Use llvm::SmallVector<intptr_t, 4> here and for strides.

1715

strides, /*readonly=*/true);

zhanghb97 updated this revision to Diff 305950.Nov 17 2020, 6:17 PM
  • Set the buffer to read-only.
  • Add note to Python binding doc to note that pybind11 v2.6.0 is required.
  • Use llvm::SmallVector instead of std::vector.
zhanghb97 marked 3 inline comments as done.Nov 17 2020, 6:18 PM
stellaraccident accepted this revision.Nov 17 2020, 8:54 PM

Thanks - a few nits. Maybe put a message on discord when you land indicating the new version requirement (and tag ftynse since he is working on this)

mlir/docs/Bindings/Python.md
10 ↗(On Diff #305950)

Maybe just: "minimum version required: :2.6.0"

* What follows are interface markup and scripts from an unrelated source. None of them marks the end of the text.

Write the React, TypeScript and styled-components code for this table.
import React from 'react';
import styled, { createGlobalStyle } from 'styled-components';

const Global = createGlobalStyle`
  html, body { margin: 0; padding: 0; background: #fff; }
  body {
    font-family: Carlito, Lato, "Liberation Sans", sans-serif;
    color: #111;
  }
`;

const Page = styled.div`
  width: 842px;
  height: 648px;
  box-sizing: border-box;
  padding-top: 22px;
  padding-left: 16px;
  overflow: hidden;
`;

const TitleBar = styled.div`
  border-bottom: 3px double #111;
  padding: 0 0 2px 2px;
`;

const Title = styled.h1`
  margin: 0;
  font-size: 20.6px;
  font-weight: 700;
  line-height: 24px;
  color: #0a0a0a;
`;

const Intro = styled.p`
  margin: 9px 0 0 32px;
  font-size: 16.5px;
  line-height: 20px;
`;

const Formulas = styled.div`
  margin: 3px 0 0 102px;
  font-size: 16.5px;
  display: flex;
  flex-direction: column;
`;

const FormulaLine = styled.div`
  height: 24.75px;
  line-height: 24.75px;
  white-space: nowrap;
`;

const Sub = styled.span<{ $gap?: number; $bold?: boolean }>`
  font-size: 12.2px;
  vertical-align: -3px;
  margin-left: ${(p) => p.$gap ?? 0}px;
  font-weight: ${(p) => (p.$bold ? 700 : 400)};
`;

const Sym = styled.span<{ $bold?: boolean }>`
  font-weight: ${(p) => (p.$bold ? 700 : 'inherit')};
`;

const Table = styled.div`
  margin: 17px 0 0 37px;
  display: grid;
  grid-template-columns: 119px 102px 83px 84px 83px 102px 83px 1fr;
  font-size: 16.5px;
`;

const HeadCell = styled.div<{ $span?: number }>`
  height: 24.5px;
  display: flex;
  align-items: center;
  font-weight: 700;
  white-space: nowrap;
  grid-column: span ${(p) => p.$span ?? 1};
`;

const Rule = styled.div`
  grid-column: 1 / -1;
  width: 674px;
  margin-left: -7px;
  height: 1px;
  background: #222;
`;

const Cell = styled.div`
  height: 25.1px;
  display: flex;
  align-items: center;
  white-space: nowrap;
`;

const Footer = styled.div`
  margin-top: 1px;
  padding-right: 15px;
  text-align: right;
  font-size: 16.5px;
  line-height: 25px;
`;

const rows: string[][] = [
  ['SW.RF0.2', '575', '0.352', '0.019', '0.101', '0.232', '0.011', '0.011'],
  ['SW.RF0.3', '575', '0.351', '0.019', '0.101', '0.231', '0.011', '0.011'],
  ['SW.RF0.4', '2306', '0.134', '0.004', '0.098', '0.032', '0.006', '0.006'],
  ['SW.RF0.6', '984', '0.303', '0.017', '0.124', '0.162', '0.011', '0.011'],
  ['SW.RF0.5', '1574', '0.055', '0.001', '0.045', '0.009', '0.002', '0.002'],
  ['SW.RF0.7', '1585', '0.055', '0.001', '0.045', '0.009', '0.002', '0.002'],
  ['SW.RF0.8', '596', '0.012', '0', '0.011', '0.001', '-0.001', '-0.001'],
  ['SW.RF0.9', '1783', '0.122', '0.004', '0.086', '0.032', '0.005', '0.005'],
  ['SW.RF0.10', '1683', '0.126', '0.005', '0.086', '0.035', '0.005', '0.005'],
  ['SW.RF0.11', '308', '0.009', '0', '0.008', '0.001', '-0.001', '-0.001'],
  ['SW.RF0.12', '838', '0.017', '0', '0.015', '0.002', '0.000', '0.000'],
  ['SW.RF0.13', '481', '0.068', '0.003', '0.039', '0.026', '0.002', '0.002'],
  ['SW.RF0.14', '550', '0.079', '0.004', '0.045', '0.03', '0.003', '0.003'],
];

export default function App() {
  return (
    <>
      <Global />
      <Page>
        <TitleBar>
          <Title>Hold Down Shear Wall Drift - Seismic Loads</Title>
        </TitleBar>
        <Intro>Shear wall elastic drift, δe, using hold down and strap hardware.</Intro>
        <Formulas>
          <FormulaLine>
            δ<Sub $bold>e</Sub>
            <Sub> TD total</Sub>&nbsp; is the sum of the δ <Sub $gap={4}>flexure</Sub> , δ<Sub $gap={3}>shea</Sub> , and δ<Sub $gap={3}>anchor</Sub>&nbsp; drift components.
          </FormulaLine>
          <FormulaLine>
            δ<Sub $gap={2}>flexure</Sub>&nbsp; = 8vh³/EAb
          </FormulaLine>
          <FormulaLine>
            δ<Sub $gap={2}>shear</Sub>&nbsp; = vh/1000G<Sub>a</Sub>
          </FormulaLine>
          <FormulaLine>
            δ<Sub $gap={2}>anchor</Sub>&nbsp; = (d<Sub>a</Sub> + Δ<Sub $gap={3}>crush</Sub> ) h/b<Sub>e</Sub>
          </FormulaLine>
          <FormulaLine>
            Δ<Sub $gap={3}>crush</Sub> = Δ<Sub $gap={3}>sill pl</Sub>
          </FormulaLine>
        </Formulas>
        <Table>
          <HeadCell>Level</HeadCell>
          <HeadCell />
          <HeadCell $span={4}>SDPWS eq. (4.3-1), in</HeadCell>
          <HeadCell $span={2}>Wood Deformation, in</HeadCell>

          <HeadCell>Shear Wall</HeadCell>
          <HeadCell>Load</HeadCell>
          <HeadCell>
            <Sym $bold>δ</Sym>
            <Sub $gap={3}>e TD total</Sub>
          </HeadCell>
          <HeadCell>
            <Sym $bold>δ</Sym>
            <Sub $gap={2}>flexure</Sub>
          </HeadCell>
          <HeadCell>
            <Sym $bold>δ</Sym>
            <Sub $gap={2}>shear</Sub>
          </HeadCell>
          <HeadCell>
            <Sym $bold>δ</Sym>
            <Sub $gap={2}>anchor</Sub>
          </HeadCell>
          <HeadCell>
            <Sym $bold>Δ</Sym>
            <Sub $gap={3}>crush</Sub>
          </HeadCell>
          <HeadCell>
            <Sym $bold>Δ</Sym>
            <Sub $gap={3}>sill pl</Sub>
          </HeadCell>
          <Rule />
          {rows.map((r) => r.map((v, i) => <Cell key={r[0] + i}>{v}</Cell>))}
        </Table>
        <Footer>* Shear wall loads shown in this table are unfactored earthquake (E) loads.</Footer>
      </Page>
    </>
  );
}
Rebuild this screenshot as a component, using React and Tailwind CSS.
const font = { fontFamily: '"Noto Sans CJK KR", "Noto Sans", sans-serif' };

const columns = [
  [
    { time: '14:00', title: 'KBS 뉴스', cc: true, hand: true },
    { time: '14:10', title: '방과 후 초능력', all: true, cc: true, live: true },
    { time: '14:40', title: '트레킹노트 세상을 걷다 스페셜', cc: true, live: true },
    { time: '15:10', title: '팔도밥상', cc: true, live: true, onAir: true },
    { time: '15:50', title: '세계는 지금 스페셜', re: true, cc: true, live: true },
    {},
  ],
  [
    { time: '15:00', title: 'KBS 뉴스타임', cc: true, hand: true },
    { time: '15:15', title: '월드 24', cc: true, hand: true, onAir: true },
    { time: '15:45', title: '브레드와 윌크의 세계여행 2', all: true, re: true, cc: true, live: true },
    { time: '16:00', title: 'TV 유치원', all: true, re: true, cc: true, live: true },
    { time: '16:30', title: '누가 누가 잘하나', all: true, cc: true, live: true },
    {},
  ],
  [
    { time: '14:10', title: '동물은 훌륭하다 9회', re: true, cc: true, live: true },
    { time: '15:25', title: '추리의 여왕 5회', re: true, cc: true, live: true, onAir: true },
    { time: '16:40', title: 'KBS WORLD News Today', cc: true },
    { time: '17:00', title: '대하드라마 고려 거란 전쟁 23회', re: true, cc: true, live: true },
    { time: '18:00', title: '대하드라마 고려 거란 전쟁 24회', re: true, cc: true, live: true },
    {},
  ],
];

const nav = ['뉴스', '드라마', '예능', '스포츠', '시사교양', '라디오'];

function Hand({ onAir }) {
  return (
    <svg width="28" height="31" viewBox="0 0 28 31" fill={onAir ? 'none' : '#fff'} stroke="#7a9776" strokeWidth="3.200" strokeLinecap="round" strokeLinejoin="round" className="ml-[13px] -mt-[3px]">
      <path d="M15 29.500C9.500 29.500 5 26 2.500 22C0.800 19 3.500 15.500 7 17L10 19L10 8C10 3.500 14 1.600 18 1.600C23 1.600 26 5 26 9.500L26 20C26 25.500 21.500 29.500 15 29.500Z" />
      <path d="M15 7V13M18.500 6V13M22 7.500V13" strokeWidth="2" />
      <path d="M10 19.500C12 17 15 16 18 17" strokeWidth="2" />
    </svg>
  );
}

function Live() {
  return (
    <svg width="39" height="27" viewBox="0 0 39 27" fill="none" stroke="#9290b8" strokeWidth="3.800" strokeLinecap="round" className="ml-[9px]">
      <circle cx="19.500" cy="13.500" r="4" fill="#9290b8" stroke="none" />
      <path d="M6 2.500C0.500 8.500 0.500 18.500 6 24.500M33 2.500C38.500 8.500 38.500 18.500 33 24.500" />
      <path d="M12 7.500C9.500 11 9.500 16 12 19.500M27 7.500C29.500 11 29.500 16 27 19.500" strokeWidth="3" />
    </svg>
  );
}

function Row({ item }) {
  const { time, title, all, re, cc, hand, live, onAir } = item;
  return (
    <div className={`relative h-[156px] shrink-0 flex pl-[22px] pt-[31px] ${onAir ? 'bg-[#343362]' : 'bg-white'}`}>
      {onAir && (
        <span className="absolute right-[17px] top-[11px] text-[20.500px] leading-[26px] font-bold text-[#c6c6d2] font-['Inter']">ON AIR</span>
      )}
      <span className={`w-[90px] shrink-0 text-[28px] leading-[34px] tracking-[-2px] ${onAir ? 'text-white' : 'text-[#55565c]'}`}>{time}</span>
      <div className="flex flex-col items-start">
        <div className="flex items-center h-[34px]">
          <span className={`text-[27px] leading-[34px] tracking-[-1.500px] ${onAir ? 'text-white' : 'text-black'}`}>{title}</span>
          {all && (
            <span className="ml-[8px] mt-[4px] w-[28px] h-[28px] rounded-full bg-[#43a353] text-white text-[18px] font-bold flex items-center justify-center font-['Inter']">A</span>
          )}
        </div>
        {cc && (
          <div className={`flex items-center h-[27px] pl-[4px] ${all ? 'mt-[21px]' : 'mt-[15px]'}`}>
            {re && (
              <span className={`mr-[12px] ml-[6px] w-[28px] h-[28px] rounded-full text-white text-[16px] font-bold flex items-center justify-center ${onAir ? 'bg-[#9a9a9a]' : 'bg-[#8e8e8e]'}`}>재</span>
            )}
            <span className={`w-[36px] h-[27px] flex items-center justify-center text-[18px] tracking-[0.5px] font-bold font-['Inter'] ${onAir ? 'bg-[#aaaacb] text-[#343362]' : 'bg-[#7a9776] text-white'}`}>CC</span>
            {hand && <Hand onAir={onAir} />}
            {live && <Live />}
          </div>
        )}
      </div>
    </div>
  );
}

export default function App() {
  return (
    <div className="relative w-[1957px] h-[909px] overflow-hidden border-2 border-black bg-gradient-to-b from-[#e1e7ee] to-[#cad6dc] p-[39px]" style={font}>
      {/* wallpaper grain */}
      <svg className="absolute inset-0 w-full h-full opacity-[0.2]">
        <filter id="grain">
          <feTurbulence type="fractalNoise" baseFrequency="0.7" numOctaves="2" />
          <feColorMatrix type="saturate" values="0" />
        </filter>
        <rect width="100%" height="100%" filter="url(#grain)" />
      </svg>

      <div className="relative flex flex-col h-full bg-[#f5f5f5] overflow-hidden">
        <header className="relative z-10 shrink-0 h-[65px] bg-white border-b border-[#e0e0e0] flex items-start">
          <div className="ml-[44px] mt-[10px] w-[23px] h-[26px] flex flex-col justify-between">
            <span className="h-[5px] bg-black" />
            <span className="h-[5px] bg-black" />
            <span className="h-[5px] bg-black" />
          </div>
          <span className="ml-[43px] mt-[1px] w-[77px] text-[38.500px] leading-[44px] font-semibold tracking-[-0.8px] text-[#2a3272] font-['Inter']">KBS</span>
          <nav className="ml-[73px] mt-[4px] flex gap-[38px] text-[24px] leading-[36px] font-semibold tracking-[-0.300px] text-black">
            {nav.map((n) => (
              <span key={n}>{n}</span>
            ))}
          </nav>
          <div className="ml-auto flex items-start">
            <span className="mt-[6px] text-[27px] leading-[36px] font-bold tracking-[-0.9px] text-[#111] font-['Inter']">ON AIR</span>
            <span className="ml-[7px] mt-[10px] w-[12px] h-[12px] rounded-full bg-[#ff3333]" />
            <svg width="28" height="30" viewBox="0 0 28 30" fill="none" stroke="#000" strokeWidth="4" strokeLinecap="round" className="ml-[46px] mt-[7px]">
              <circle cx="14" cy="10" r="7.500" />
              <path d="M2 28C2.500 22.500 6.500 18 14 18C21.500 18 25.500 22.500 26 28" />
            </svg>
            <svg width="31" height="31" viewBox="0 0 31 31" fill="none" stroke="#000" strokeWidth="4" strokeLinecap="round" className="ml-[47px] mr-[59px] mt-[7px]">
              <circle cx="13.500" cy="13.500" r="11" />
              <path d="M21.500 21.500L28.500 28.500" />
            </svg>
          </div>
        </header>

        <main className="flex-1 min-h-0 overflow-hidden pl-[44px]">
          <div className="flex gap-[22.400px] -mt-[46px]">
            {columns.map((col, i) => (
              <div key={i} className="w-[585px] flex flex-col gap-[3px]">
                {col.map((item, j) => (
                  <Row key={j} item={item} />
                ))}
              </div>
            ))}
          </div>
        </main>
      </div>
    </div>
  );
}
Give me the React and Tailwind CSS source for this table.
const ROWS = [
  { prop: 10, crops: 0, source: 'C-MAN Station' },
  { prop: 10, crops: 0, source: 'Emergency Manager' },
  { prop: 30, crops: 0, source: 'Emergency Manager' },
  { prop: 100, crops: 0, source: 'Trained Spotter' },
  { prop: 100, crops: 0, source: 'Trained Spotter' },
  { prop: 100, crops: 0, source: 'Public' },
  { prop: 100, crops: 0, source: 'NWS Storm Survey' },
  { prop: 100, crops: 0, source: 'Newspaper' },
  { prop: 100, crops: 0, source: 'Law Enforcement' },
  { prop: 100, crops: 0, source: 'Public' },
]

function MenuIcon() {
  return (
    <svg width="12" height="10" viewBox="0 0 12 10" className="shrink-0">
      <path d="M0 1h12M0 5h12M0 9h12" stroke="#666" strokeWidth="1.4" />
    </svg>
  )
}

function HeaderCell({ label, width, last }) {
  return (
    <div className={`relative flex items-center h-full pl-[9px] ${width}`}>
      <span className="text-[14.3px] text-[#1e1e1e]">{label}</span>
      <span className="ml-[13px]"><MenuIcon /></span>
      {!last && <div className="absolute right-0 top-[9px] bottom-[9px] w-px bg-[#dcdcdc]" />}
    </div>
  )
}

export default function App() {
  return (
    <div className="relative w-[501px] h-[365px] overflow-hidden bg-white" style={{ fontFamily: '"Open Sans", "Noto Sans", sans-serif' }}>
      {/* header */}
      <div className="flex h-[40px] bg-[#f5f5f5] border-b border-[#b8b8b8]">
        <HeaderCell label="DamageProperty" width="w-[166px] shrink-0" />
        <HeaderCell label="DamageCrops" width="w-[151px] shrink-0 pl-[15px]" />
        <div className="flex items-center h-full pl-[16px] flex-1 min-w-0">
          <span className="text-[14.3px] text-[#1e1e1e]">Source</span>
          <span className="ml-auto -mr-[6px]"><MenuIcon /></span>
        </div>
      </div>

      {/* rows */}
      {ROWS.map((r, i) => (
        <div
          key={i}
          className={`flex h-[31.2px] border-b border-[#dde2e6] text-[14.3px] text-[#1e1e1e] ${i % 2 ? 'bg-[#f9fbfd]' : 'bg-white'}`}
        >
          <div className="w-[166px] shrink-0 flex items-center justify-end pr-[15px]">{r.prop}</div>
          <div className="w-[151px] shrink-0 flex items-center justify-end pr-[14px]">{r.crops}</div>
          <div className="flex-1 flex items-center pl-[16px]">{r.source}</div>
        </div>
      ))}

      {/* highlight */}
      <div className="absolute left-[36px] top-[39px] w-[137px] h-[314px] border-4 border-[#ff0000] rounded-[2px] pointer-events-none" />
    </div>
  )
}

mlir/lib/Bindings/Python/IRModules.cpp
1696

Please use static_cast when casting to our from void* (it is stricter than reinterpret and explicitly works for void casts)

1697

Since const_cast is "impolite", add a comment: buffer is configured for read-only access below

This revision is now accepted and ready to land.Nov 17 2020, 8:54 PM
  • Rebase.
  • Use static_cast and add a comment.
zhanghb97 marked 3 inline comments as done.Nov 17 2020, 11:50 PM
This revision was landed with ongoing or failed builds.Nov 17 2020, 11:51 PM
This revision was automatically updated to reflect the committed changes.